Poussée par des discours de plus en plus sécuritaires, la criminalisation des personnes migrantes et des défenseurs des droits humains s’est intensifiée ces dernières années, aux Etats-Unis comme en Europe.

Publié le 16 juillet 2025

Les images spectaculaires de la campagne de lutte contre la migration irrégulière en cours aux Etats-Unis ont été vues et partagées dans le monde entier. Initiée par le président Donald Trump dès son retour au pouvoir, la répression actuelle ne témoigne pas seulement de la dérive de l’autoritarisme du pays de l’Oncle Sam : elle révèle, en miroir, la nature des politiques migratoires européennes, qui ne sont pas si différentes.

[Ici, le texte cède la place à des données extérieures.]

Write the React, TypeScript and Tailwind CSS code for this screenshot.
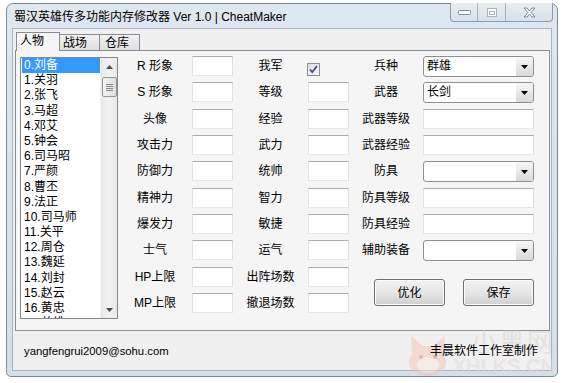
const font = "font-['Liberation_Sans','Noto_Sans_CJK_SC',sans-serif]";

const heroes = [
  "0.刘备", "1.关羽", "2.张飞", "3.马超", "4.邓艾", "5.钟会", "6.司马昭", "7.严颜", "8.曹丕",
  "9.法正", "10.司马师", "11.关平", "12.周仓", "13.魏延", "14.刘封", "15.赵云", "16.黄忠", "17.姜维",
];

function TextBox() {
  return <div className="h-[20px] border border-[#abadb3] border-l-[#e2e3ea] border-r-[#dbdfe6] border-b-[#e3e9ef] bg-white" />;
}

function Arrow() {
  return (
    <svg width="7" height="4" viewBox="0 0 7 4">
      <path d="M0 0h7L3.5 4z" fill="#000" />
    </svg>
  );
}

function Combo({ value }: { value?: string }) {
  return (
    <div className="h-[21px] flex rounded-[3px] border border-[#8e8f8f] bg-white overflow-hidden">
      <div className="flex-1 pl-[3px] text-[12px] leading-[19px] text-black">{value}</div>
      <div className="w-[17px] flex items-center justify-center bg-gradient-to-b from-[#f7f7f7] to-[#d9d9d9]">
        <Arrow />
      </div>
    </div>
  );
}

function Label({ text }: { text: string }) {
  return <div className="text-center text-[12px] leading-[21px] text-black">{text}</div>;
}

function Button({ text }: { text: string }) {
  return (
    <div className="w-[71px] h-[27px] rounded-[3px] border border-[#707070] bg-gradient-to-b from-[#f2f2f2] via-[#e6e6e6] to-[#cfcfcf] flex items-center justify-center text-[12px] text-black shadow-[inset_0_0_0_1px_#fcfcfc]">
      {text}
    </div>
  );
}

function CaptionButtons() {
  return (
    <div className="flex h-[19px] self-start -mt-[1px] mr-[4px] rounded-b-[4px] border border-t-0 border-[#8c9aab] bg-gradient-to-b from-[#e9eef4] to-[#d9e1ea] overflow-hidden">
      <div className="w-[27px] flex items-center justify-center border-r border-[#a5b1bf]">
        <svg width="13" height="6" viewBox="0 0 13 6">
          <rect x="0.5" y="1.5" width="12" height="4" rx="1" fill="#fff" stroke="#7d8898" />
        </svg>
      </div>
      <div className="w-[28px] flex items-center justify-center border-r border-[#a5b1bf]">
        <svg width="10" height="9" viewBox="0 0 10 9">
          <rect x="0.5" y="0.5" width="9" height="8" fill="#fff" stroke="#aab3bf" />
          <rect x="2.5" y="3.5" width="5" height="3" fill="none" stroke="#aab3bf" />
        </svg>
      </div>
      <div className="w-[46px] flex items-center justify-center">
        <svg width="13" height="11" viewBox="0 0 13 11">
          <path d="M1 1h3l2.5 3L9 1h3L8 5.5 12 10H9L6.5 7 4 10H1l4-4.5z" fill="#fff" stroke="#7d8898" strokeLinejoin="round" />
        </svg>
      </div>
    </div>
  );
}

function ListBox() {
  return (
    <div className="w-[98px] h-[262px] mt-[1px] flex border border-[#828790] bg-white">
      <div className="flex-1 overflow-hidden pl-[1px]">
        {heroes.map((h, i) => (
          <div
            key={h}
            className={
              i === 0
                ? "h-[15.2px] leading-[15.2px] pl-[2px] text-[12px] bg-[#3399ff] text-white whitespace-nowrap"
                : "h-[15.2px] leading-[15.2px] pl-[2px] text-[12px] text-black whitespace-nowrap"
            }
          >
            {h}
          </div>
        ))}
      </div>
      <div className="w-[17px] flex flex-col items-center bg-gradient-to-r from-[#e8e8e8] via-[#f2f2f2] to-[#e8e8e8] border-l border-[#f4f4f4]">
        <div className="h-[17px] flex items-center justify-center">
          <svg width="7" height="4" viewBox="0 0 7 4">
            <path d="M0 4h7L3.5 0z" fill="#4d4d4d" />
          </svg>
        </div>
        <div className="w-[15px] h-[20px] mt-[2px] rounded-[2px] border border-[#959595] bg-gradient-to-r from-[#f3f3f3] to-[#dedede] flex flex-col items-center justify-center gap-[1px]">
          <div className="w-[7px] h-[1px] bg-[#888]" />
          <div className="w-[7px] h-[1px] bg-[#888]" />
          <div className="w-[7px] h-[1px] bg-[#888]" />
          <div className="w-[7px] h-[1px] bg-[#888]" />
        </div>
        <div className="flex-1" />
        <div className="h-[17px] flex items-center justify-center">
          <svg width="7" height="4" viewBox="0 0 7 4">
            <path d="M0 0h7L3.5 4z" fill="#4d4d4d" />
          </svg>
        </div>
      </div>
    </div>
  );
}

function Checkbox() {
  return (
    <div className="pt-[7px] -ml-[1px]">
      <div className="w-[13px] h-[13px] border border-[#8e8f8f] bg-gradient-to-br from-[#dcdcdc] to-[#f8f8f8] flex items-center justify-center">
        <svg width="9" height="9" viewBox="0 0 9 9">
          <path d="M1 4.5l2.3 2.6L8 1" fill="none" stroke="#3c4f8a" strokeWidth="1.8" />
        </svg>
      </div>
    </div>
  );
}

export default function App() {
  return (
    <div className={`w-[566px] h-[383px] bg-white pt-[3px] pl-[6px] ${font}`}>
      <div className="w-[552px] h-[374px] flex flex-col rounded-t-[7px] rounded-b-[5px] border border-[#7c8a9b] bg-gradient-to-b from-[#dfe7f0] to-[#d5dfea] px-[5px] pb-[5px] relative">
        <div className="h-[24px] flex items-center -mr-[5px]">
          <div className="flex-1 pl-[2px] pt-[2px] text-[12px] text-black whitespace-nowrap">蜀汉英雄传多功能内存修改器 Ver 1.0 | CheatMaker</div>
          <CaptionButtons />
        </div>
        <div className="flex-1 flex flex-col border border-[#a6b3c2] bg-[#f0f0f0]">
          <div className="h-[21px] flex items-end pl-[3px] pt-[3px]">
            <div className="relative z-10 -mb-[1px] w-[44px] h-[19px] border border-b-0 border-[#898c95] bg-[#f5f5f5] pl-[3px] text-[12px] leading-[17px] text-black">
              人物
            </div>
            <div className="w-[41px] h-[16px] -ml-[1px] border border-b-0 border-[#898c95] bg-gradient-to-b from-[#f2f2f2] to-[#dfdfdf] pl-[3px] text-[12px] leading-[16px] text-black">
              战场
            </div>
            <div className="w-[41px] h-[16px] -ml-[1px] border border-b-0 border-[#898c95] bg-gradient-to-b from-[#f2f2f2] to-[#dfdfdf] pl-[5px] text-[12px] leading-[16px] text-black">
              仓库
            </div>
          </div>
          <div className="ml-[2px] w-[535px] h-[281px] border border-[#898c95] bg-[#f5f5f5] flex items-start pl-[4px] pt-[5px]">
            <ListBox />
            <div className="grid grid-cols-[74px_41px_75px_41px_74px_111px] auto-rows-[20px] gap-y-[6.33px]">
              <Label text="R 形象" />
              <TextBox />
              <Label text="我军" />
              <Checkbox />
              <Label text="兵种" />
              <Combo value="群雄" />

              <Label text="S 形象" />
              <TextBox />
              <Label text="等级" />
              <TextBox />
              <Label text="武器" />
              <Combo value="长剑" />

              <Label text="头像" />
              <TextBox />
              <Label text="经验" />
              <TextBox />
              <Label text="武器等级" />
              <TextBox />

              <Label text="攻击力" />
              <TextBox />
              <Label text="武力" />
              <TextBox />
              <Label text="武器经验" />
              <TextBox />

              <Label text="防御力" />
              <TextBox />
              <Label text="统帅" />
              <TextBox />
              <Label text="防具" />
              <Combo />

              <Label text="精神力" />
              <TextBox />
              <Label text="智力" />
              <TextBox />
              <Label text="防具等级" />
              <TextBox />

              <Label text="爆发力" />
              <TextBox />
              <Label text="敏捷" />
              <TextBox />
              <Label text="防具经验" />
              <TextBox />

              <Label text="士气" />
              <TextBox />
              <Label text="运气" />
              <TextBox />
              <Label text="辅助装备" />
              <Combo />

              <Label text="HP上限" />
              <TextBox />
              <Label text="出阵场数" />
              <TextBox />
              <div className="col-span-2 row-span-2 flex items-center justify-end gap-[18px] pt-[6px]">
                <Button text="优化" />
                <Button text="保存" />
              </div>

              <Label text="MP上限" />
              <TextBox />
              <Label text="撤退场数" />
              <TextBox />
            </div>
          </div>
          <div className="flex-1 flex items-center justify-between pl-[11px] pr-[13px] pt-[1px] relative">
            <span className="text-[11.3px] text-black">yangfengrui2009@sohu.com</span>
            <span className="relative z-10 text-[12px] text-black">丰晨软件工作室制作</span>
            <div className="absolute right-[-4px] bottom-[-6px] flex items-end gap-[2px] opacity-50 pointer-events-none">
              <svg width="46" height="44" viewBox="0 0 46 44">
                <path d="M6 4l12 10h10l12-10-2 18c3 4 4 9 2 13-3 6-10 9-17 9S8 41 5 35c-2-4-1-9 2-13z" fill="#f2c6b4" />
                <ellipse cx="23" cy="33" rx="11" ry="8" fill="#fbe9e2" />
                <circle cx="16" cy="25" r="2" fill="#b98a7a" />
                <circle cx="30" cy="25" r="2" fill="#b98a7a" />
              </svg>
              <div className="flex flex-col items-end leading-none">
                <span className="text-[26px] text-[#d9d4d4] tracking-[2px]">小黑网</span>
                <span className="text-[20px] font-bold text-[#e3d9d9]">XHLKS.CN</span>
              </div>
            </div>
          </div>
        </div>
      </div>
    </div>
  );
}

“Une attaque autoritaire contre une démocratie constitutionnelle”

Dès sa reprise de la présidence en janvier 2025, Donald Trump a lancé une vaste campagne visant à lutter contre l’immigration irrégulière. Les arrestations et les incarcérations par l’United States Immigration and Customs Enforcement (ICE) – l’agence de police douanière chargée du contrôle des frontières – se sont multipliées dans tout le pays. 

Selon la Maison-Blanche, l’ICE aurait arrêté 100 000 immigrants sans papiers depuis le début du mandat de Donald Trump. 59 000 personnes seraient actuellement en détention dans les centres de l’ICE, et plusieurs dizaines de milliers de détenus ont déjà été expulsés du pays. Le président américain espère à terme pouvoir expulser 3000 personnes par jour.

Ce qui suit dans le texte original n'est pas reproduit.